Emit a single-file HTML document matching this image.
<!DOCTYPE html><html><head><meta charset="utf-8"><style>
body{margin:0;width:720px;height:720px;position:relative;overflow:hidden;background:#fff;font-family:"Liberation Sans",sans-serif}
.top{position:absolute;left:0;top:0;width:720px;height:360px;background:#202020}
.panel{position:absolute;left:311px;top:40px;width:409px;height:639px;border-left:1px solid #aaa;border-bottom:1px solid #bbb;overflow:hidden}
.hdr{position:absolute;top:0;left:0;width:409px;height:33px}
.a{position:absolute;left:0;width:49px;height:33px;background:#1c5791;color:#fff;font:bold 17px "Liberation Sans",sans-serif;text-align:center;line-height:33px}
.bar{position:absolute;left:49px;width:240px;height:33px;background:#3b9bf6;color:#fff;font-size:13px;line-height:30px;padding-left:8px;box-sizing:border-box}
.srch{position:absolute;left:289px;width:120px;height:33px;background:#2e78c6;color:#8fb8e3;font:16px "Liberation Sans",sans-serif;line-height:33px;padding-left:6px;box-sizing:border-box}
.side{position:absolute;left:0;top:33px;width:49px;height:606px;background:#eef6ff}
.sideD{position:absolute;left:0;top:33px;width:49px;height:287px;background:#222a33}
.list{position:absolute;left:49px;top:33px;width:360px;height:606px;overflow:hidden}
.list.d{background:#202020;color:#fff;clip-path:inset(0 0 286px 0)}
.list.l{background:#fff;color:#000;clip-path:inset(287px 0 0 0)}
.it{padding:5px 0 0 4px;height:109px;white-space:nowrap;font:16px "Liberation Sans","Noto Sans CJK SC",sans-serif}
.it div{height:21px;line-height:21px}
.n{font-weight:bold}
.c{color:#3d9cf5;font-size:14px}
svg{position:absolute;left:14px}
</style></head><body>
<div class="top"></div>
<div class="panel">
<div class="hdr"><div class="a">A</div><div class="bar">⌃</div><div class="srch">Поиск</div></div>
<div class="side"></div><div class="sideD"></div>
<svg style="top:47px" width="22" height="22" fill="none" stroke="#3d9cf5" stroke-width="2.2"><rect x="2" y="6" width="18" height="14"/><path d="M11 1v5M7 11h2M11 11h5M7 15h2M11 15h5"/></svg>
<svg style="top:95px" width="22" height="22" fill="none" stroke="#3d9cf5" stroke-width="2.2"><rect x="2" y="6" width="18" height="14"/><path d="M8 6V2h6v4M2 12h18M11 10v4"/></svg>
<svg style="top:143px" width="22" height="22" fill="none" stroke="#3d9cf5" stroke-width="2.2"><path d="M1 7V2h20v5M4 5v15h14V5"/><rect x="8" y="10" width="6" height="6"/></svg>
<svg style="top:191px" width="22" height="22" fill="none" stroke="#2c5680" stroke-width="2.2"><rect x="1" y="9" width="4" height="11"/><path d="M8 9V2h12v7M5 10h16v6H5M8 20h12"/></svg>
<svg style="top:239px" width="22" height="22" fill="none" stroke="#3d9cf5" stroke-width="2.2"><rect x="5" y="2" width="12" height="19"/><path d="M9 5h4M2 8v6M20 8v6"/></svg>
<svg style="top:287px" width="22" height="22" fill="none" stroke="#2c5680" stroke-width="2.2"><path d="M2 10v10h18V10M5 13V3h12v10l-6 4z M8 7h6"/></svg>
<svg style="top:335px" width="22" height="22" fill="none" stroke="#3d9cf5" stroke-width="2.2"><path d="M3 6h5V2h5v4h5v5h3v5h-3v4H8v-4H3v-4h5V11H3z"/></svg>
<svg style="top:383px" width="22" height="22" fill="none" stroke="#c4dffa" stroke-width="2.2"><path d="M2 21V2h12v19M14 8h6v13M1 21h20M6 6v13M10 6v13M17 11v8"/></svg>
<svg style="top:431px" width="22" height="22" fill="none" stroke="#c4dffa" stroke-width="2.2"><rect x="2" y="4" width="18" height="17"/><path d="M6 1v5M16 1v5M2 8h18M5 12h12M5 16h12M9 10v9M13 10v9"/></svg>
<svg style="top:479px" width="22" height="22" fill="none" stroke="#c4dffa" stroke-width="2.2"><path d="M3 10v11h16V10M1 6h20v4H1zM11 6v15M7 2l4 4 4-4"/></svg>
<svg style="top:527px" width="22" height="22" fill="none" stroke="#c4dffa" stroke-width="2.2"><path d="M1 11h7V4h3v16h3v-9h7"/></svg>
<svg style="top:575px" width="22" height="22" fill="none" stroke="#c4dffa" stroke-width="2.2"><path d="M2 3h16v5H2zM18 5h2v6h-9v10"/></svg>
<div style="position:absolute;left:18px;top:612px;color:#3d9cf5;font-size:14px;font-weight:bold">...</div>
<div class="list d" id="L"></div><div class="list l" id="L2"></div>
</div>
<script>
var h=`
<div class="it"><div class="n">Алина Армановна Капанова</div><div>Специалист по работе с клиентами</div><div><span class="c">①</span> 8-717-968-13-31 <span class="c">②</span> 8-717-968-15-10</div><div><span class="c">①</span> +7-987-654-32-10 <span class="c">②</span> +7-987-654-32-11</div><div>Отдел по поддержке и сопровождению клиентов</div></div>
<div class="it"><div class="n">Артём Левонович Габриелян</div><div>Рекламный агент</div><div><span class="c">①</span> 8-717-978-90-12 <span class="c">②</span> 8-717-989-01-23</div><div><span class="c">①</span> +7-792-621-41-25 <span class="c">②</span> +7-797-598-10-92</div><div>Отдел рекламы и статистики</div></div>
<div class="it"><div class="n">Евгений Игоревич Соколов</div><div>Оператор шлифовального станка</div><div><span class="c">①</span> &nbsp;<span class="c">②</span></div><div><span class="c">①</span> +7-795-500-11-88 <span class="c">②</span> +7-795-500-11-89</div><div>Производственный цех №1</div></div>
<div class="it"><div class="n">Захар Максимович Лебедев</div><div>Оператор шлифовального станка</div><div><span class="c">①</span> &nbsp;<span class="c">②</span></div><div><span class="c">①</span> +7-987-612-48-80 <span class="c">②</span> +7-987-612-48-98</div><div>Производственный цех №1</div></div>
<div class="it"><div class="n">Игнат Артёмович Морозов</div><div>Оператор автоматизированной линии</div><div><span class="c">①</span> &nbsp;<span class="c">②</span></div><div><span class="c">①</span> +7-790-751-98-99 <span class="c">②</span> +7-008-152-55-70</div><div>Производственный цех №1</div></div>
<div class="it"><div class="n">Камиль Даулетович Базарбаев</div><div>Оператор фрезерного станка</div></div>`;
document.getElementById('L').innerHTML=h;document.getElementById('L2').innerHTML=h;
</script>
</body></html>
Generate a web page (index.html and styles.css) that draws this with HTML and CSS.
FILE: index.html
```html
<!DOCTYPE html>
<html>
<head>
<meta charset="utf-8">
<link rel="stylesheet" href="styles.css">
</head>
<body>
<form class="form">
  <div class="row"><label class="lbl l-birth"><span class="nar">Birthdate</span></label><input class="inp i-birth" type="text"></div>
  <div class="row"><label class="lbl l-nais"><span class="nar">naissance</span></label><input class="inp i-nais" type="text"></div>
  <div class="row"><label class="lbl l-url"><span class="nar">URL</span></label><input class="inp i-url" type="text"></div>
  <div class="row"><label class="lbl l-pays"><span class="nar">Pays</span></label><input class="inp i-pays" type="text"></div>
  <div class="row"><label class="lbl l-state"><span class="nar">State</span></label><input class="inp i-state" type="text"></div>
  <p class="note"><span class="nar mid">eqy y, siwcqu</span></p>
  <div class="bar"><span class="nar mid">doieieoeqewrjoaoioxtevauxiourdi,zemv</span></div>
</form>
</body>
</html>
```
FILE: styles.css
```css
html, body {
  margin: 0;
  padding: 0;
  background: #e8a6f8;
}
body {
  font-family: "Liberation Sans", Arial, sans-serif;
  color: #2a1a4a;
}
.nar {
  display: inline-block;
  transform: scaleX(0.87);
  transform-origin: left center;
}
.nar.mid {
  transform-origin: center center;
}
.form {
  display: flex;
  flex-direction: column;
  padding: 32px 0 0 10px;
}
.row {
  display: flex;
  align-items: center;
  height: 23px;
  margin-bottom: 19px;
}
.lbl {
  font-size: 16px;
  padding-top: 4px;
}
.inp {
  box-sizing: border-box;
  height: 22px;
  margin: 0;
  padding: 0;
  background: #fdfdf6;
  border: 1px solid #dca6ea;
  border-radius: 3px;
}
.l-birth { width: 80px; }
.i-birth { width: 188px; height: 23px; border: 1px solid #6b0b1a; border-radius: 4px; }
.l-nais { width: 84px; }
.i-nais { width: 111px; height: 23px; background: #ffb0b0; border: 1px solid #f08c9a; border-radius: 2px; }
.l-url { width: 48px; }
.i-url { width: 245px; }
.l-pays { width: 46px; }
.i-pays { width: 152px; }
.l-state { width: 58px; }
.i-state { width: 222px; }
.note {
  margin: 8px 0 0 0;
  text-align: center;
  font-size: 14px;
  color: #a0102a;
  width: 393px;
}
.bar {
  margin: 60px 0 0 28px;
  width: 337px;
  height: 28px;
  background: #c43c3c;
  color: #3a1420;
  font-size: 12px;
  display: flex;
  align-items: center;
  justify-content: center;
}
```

• Exercise details
Gather every line containing the word "index" and copy it.

• Answer to this exercise
Generate a web page (index.html and styles.css) that draws this with HTML and CSS.
FILE: index.html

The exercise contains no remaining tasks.